At Taneytown, a dozen miles from the hill where the men of the two wrecked blue corps were plying their shovels in frantic anticipation of the overdue assault, Meade had heard nothing of the eight-hour battle aside from the note in which Reynolds announced that he would “fight [the rebels] inch by inch … and hold them back as long as possible.” Not even the booming of the guns came through; for though the east wind carried their rumble as far as Pittsburgh, 150 miles to the west, it was not audible ten miles to the south, apparently having been absorbed by the Round Tops and the sultry air, which served as a soundproof curtain in that direction. In the early afternoon, however, a New York
Times
correspondent came riding back from Gettysburg on a lathered horse and requested the use of the army telegraph in order to file a story on the fighting. Taken at once to headquarters, he could only report that the conflict had been fierce, that the issue had been in doubt when he left, and that one among the many who had fallen was John Reynolds. All of this was a shock for Meade. Not only had he lost the officer on whom he had depended most for guidance during these first days of command, but one fourth of his army had been committed, perhaps beyond the possibility
of disengagement, a hard day’s march north of his chosen position along Pipe Creek, which the engineers were still mapping and preparing for occupation. Moreover, a 2 o’clock dispatch from Howard, confirming the newsman’s statement and adding that he had sent for Sickles and Slocum—which would mean the commitment, once they arrived, of just over half the army—was followed by one from Buford, addressed to Pleasonton, announcing that two enemy corps—two thirds of the rebel army, it would seem—had made a junction on the heights northwest of town and seemed determined to press the issue to a conclusion, however bloody. Outnumbered and outflanked on the left and right, the defenders had been severely crippled, Buford added, by the untimely death of Reynolds and the resultant loss of co-ordination all along the line. “In my opinion,” the cavalryman closed his dispatch, “there seems to be no directing person.…
P.S
. We need help now.”

The note was headed 3.20 p.m., by which time help had been on the way for better than an hour: substantial help, moreover, though it consisted of only one general and his staff. Hancock’s corps had reached Taneytown shortly before noon, and Meade had held it there while waiting to hear from Reynolds. When he heard instead of that general’s death, he told Hancock to turn his corps over to Gibbon and ride to Gettysburg as a replacement for their fellow Pennsylvanian, with full authority to assume command of all units there and recommend whether to reinforce or withdraw them. He himself would remain in Taneytown, Meade said, to control the movements of the other corps and continue work on the Pipe Creek line, which would be needed worse than ever in the event of a northward collapse. Hancock was thirty-nine, a year older than Sickles and six years older than Howard; all three had been promoted to major general on the same day, back in November, but the other two had been made brigadiers before him and therefore outranked him still. When he suggested that this might make for trouble up ahead, Meade showed him a letter from Stanton, stating that he would be sustained in such arrangements by the President and the Secretary of War. So Hancock set out. He rode part of the way in an ambulance, thus availing himself of the chance to study a map of the Gettysburg area, which he had never previously visited though he was born and raised at Norristown, less than a hundred miles away. Coming within earshot of the guns, which swelled to a sudden uproar about 3.30, he shifted to horseback and rode hard toward the sound of firing. At 4 o’clock, the hour that Lee climbed Seminary Ridge to find a Confederate triumph unfolding at his feet, Hancock appeared on Cemetery Hill, a mile southeast across the intervening valley, to view the same scene in reverse. “Wreck, disaster, disorder, almost the panic that precedes disorganization, defeat and retreat were everywhere,” a subordinate who arrived with him declared.

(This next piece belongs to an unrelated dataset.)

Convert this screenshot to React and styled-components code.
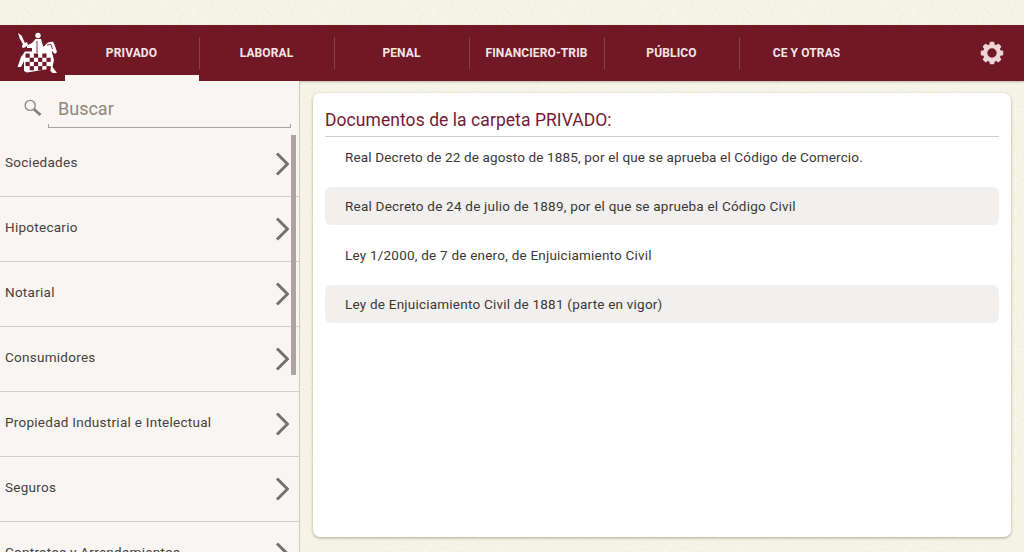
import styled, { createGlobalStyle } from 'styled-components';

const noise = `url("data:image/svg+xml,%3Csvg xmlns='http://www.w3.org/2000/svg' width='240' height='240'%3E%3Cfilter id='n'%3E%3CfeTurbulence type='fractalNoise' baseFrequency='0.7' numOctaves='4' stitchTiles='stitch'/%3E%3CfeColorMatrix values='0 0 0 0 0.8 0 0 0 0 0.8 0 0 0 0 0.6 0 0 0 1.3 -0.5'/%3E%3C/filter%3E%3Crect width='240' height='240' filter='url(%23n)'/%3E%3C/svg%3E")`;

const GlobalStyle = createGlobalStyle`
    html, body {
        margin: 0;
        height: 100%;
        overflow: hidden;
    }
    body {
        font-family: Roboto, "Liberation Sans", sans-serif;
        background-color: #f7f6ec;
        background-image: ${noise};
    }
    * {
        box-sizing: border-box;
    }
`;

const Page = styled.div`
    height: 552px;
    padding-top: 25px;
    display: flex;
    flex-direction: column;
`;

const TopBar = styled.nav`
    flex: 0 0 56px;
    display: flex;
    background: #701826;
    box-shadow: 0 1px 2px rgba(90, 70, 50, 0.35);
    position: relative;
`;

const LogoBox = styled.div`
    width: 65px;
    padding: 7px 0 0 17px;
`;

const Tab = styled.div`
    width: 135px;
    display: flex;
    align-items: center;
    justify-content: center;
    padding-right: 2px;
    font-size: 12px;
    font-weight: 700;
    letter-spacing: 0.12px;
    color: #f4e6e4;
    position: relative;

    &::before {
        content: '';
        display: ${props => (props.$active ? 'block' : 'none')};
        position: absolute;
        left: 0;
        right: 1px;
        bottom: 0;
        height: 6px;
        background: #f8f4f0;
    }

    &::after {
        content: '';
        display: ${props => (props.$last ? 'none' : 'block')};
        position: absolute;
        right: 0;
        top: 12px;
        height: 32px;
        width: 1px;
        background: #8d3f49;
    }
`;

const GearBox = styled.div`
    margin-left: auto;
    width: 64px;
    display: flex;
    align-items: center;
    justify-content: center;
`;

const Content = styled.div`
    flex: 1;
    min-height: 0;
    display: flex;
`;

const Sidebar = styled.aside`
    width: 300px;
    background: #f9f5f2;
    border-right: 1px solid #cfc9c2;
    position: relative;
    overflow: hidden;
`;

const SearchRow = styled.div`
    height: 51px;
    display: flex;
    padding: 0 8px 0 24px;
    align-items: flex-start;
`;

const SearchIcon = styled.svg`
    width: 18px;
    height: 18px;
    margin-top: 18px;
    margin-right: 6px;
`;

const SearchLine = styled.div`
    flex: 1;
    min-width: 0;
    height: 47px;
    position: relative;
    border-bottom: 1px solid #a8a39c;

    &::before,
    &::after {
        content: '';
        position: absolute;
        bottom: 0;
        width: 1px;
        height: 3px;
        background: #a8a39c;
    }

    &::before {
        left: 0;
    }

    &::after {
        right: 0;
    }
`;

const SearchField = styled.input`
    display: block;
    width: 100%;
    height: 100%;
    padding: 8px 0 0 10px;
    border: none;
    background: transparent;
    font-family: inherit;
    font-size: 18px;
    color: #8c8880;
    outline: none;

    &::placeholder {
        color: #8c8880;
        opacity: 1;
    }
`;

const MenuRow = styled.div`
    height: 65px;
    display: flex;
    align-items: center;
    justify-content: space-between;
    padding: 0 10px 4px 5px;
    border-bottom: 1px solid #d4cdc8;
    font-size: 13.5px;
    letter-spacing: 0.27px;
    color: #444140;
`;

const ChevronIcon = styled.svg`
    width: 14px;
    height: 24px;
    margin-top: 4px;
`;

const ScrollThumb = styled.div`
    position: absolute;
    right: 3px;
    top: 54px;
    width: 5px;
    height: 240px;
    background: #aaa5a0;
`;

const Main = styled.main`
    flex: 1;
    min-width: 0;
    padding: 12px 13px 15px 13px;
`;

const Card = styled.section`
    height: 100%;
    background: #fff;
    border-radius: 7px;
    padding: 12px 12px 0;
    box-shadow: 0 1px 3px rgba(110, 105, 80, 0.55);
`;

const Title = styled.h2`
    margin: 0;
    height: 32px;
    padding-top: 5px;
    font-size: 17.5px;
    font-weight: 400;
    letter-spacing: 0.06px;
    color: #741a35;
    border-bottom: 1px solid #d2d0ce;
`;

const DocList = styled.div`
    display: flex;
    flex-direction: column;
    gap: 11px;
    margin-top: 1px;
`;

const DocRow = styled.div`
    height: 38px;
    display: flex;
    align-items: center;
    padding-left: 20px;
    border-radius: 6px;
    font-size: 13.5px;
    letter-spacing: ${props => (props.$tight ? '0.15px' : '0.22px')};
    color: #3a3837;
    background: ${props => (props.$shaded ? '#f1f0ee' : 'transparent')};
`;

const tabs = ['PRIVADO', 'LABORAL', 'PENAL', 'FINANCIERO-TRIB', 'PÚBLICO', 'CE Y OTRAS'];

const folders = [
    'Sociedades',
    'Hipotecario',
    'Notarial',
    'Consumidores',
    'Propiedad Industrial e Intelectual',
    'Seguros',
    'Contratos y Arrendamientos',
];

const docs = [
    'Real Decreto de 22 de agosto de 1885, por el que se aprueba el Código de Comercio.',
    'Real Decreto de 24 de julio de 1889, por el que se aprueba el Código Civil',
    'Ley 1/2000, de 7 de enero, de Enjuiciamiento Civil',
    'Ley de Enjuiciamiento Civil de 1881 (parte en vigor)',
];

const Logo = () => {
    const checks = [];
    for (let r = 0; r < 4; r++) {
        for (let c = 0; c < 6; c++) {
            if ((r + c) % 2 === 0) {
                checks.push(<rect key={`${r}-${c}`} x={8.5 + c * 4.2} y={21.5 + r * 4.2} width="4.2" height="4.2" fill="#701826" />);
            }
        }
    }
    return (
        <svg width="41" height="42" viewBox="0 0 41 42">
            <g fill="#fff">
                {/* sword */}
                <path d="M1 1 L4.5 3.5 L8 11 L10 10 L11 13 L8 15.5 L5.5 16 L5 13.5 L6 12.5 L2.5 6 Z" />
                {/* rider */}
                <circle cx="21" cy="3.5" r="2.7" />
                <path d="M18.5 7 L24 7 L26 14 L29 18 L27 22 L15 22 L15 16 L10 16 L10 13.5 L15 11 Z" />
                {/* horse head and neck */}
                <path d="M26 15 L31 10.5 L36 9.5 L38 14 L40 20 L38 22 L34.5 18.5 L37 28 L35.5 35 L40 41 L35.5 41 L31.5 37 L10 40.5 L7 39 L7 29 L4 35 L0.5 35 L4 25 L8 19.5 L27 19.5 Z" />
            </g>
            {checks}
            <path d="M25.5 8 L27.5 14 M20 9 L20 21 M30 13 L34 12.5 L35.5 17" stroke="#701826" strokeWidth="0.9" fill="none" />
        </svg>
    );
};

const Gear = () => {
    const teeth = [0, 45, 90, 135, 180, 225, 270, 315];
    return (
        <svg width="24" height="24" viewBox="0 0 24 24">
            <circle cx="12" cy="12" r="6.9" fill="none" stroke="#efd6d6" strokeWidth="4.4" />
            {teeth.map(a => (
                <rect key={a} x="9.6" y="0.8" width="4.8" height="4" rx="1" fill="#efd6d6" transform={`rotate(${a} 12 12)`} />
            ))}
        </svg>
    );
};

const Chevron = () => (
    <ChevronIcon viewBox="0 0 14 24">
        <path d="M2 1.5 L12.5 12 L2 22.5" fill="none" stroke="#77716c" strokeWidth="3" />
    </ChevronIcon>
);

const App = () => {
    return (
        <>
            <GlobalStyle />
            <Page>
                <TopBar>
                    <LogoBox>
                        <Logo />
                    </LogoBox>
                    {tabs.map((tab, i) => (
                        <Tab key={tab} $active={i === 0} $last={i === tabs.length - 1}>
                            {tab}
                        </Tab>
                    ))}
                    <GearBox>
                        <Gear />
                    </GearBox>
                </TopBar>
                <Content>
                    <Sidebar>
                        <SearchRow>
                            <SearchIcon viewBox="0 0 18 18">
                                <circle cx="6.2" cy="6.4" r="5" fill="none" stroke="#8f8b86" strokeWidth="1.4" />
                                <path d="M10 10.2 L16.5 16" stroke="#827e79" strokeWidth="2.8" />
                            </SearchIcon>
                            <SearchLine>
                                <SearchField placeholder="Buscar" readOnly />
                            </SearchLine>
                        </SearchRow>
                        {folders.map(name => (
                            <MenuRow key={name}>
                                {name}
                                <Chevron />
                            </MenuRow>
                        ))}
                        <ScrollThumb />
                    </Sidebar>
                    <Main>
                        <Card>
                            <Title>Documentos de la carpeta PRIVADO:</Title>
                            <DocList>
                                {docs.map((doc, i) => (
                                    <DocRow key={doc} $shaded={i % 2 === 1} $tight={i === 0}>
                                        {doc}
                                    </DocRow>
                                ))}
                            </DocList>
                        </Card>
                    </Main>
                </Content>
            </Page>
        </>
    );
};

export default App;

One-armed Howard was there by the two-story arched brick
gateway to the cemetery, brandishing his sword in an attempt to stay the rout, but he was doing little better now than he had done two months ago at Chancellorsville, under similar circumstances. Von Steinwehr, an old-line Prussian and a believer in fortifications, had put his troops to digging on arrival, and the work had gone well, even though one of his two brigades had been called forward when the line began to waver north of town. The trouble was, there were so few men left to hold the hilltop, intrenched or not. Out of the 20,000 on hand for the battle, nearly half had fallen or been captured, while practically another fourth were fugitives who had had their fill of fighting: as was indicated by the fact that the provost guardsmen of a corps that came up two hours later herded ahead of them some 1200 skulkers encountered on the Baltimore Pike, which was only one of the three roads leading south. Fewer than 7000 soldiers—the equivalent of a single Confederate division—comprised the available remnant of the two wrecked Union corps, including the brigade that had remained in reserve on the hilltop all along. With all too clear a view of the jubilant mass of rebels in the town and on the ridge across the way, Howard foresaw an extension of the disaster, the second to be charged against his name in the past two months. Anxious as ever to retrieve his reputation, which had been grievously damaged in the Wilderness and practically demolished north of Gettysburg today, he was chagrined to hear from Hancock that Meade had sent him forward to take charge. “Why, Hancock, you cannot give orders here,” he exclaimed.
“I
am in command and I rank you.” When the other repeated that such were Meade’s instructions all the same, he still would not agree.
“I
do not doubt your word, General Hancock,” he said stiffly, “but you can give no orders while I am here.” Possessed of a self-confidence that required no insistence on prerogatives, Hancock avoided having the exchange degenerate into a public squabble by pretending to defer to Howard’s judgment in deciding whether to stand fast or fall back.
“I
think this is the strongest position by nature on which to fight a battle that I ever saw,” he said, looking east and south along the fishhook line of heights from Culp’s Hill to the Round Tops, “and if it meets with your approbation I will select this as the battlefield.” When Howard replied that he agreed that the position was a strong one, Hancock concluded: “Very well, sir. I select this as the battlefield.”